- **Material**:
— Begin —

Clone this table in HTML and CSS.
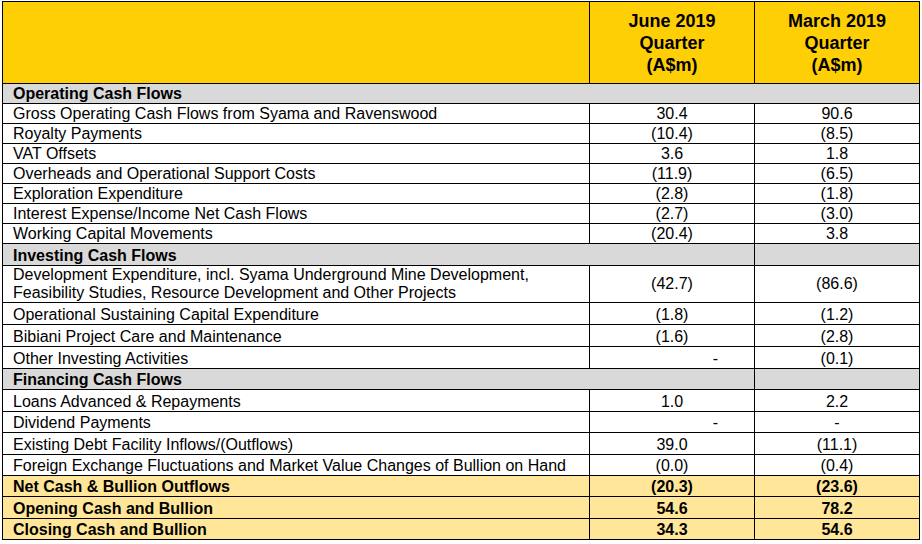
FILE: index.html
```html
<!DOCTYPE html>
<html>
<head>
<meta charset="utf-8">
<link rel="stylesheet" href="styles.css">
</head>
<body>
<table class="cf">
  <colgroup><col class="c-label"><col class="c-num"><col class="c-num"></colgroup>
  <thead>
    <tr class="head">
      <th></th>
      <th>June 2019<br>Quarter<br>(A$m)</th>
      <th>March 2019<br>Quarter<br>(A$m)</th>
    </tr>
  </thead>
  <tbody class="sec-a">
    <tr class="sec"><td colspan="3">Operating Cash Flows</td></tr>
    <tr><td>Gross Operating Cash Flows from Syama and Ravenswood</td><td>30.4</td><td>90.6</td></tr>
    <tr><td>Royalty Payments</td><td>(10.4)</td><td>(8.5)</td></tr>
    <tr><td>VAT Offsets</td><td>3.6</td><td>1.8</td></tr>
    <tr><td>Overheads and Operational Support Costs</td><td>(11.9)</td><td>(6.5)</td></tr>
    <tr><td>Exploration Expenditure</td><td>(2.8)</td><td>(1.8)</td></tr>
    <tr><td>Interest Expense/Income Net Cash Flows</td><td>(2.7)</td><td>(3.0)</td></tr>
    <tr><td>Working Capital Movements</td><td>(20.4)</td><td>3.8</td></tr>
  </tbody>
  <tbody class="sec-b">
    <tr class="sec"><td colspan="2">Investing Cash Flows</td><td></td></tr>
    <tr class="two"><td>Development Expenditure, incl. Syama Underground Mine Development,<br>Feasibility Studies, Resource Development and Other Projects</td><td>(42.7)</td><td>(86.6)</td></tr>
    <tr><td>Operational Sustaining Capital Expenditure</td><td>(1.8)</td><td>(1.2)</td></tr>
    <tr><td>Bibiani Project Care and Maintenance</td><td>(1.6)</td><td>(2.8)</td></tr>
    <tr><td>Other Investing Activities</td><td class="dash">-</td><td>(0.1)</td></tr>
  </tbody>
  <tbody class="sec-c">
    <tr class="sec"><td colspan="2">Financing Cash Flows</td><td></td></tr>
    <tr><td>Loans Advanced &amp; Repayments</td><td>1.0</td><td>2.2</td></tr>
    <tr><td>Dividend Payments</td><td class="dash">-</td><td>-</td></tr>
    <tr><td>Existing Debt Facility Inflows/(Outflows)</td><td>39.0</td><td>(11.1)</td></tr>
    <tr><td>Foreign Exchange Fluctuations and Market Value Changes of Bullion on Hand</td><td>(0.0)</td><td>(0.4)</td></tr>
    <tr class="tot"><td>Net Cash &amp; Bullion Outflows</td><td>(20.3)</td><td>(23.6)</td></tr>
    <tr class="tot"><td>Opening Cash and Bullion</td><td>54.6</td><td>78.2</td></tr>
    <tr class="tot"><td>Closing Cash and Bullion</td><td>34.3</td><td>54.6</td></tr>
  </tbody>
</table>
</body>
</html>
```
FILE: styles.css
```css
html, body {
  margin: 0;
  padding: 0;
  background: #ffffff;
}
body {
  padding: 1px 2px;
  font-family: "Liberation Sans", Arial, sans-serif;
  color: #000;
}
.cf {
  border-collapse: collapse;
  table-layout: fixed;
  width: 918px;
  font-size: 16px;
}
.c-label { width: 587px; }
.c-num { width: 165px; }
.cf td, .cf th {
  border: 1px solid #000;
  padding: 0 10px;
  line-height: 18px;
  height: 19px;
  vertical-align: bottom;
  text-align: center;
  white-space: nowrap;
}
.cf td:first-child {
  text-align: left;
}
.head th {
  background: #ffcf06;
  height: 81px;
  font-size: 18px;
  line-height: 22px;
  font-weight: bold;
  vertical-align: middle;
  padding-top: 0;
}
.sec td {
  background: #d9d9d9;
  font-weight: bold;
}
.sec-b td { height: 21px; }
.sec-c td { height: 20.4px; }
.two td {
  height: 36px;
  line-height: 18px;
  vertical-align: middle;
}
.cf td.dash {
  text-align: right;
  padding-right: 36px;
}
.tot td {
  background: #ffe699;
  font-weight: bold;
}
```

— End —

Count the lines of the material that include the word "table", then report only the total.

- **Result below**: 4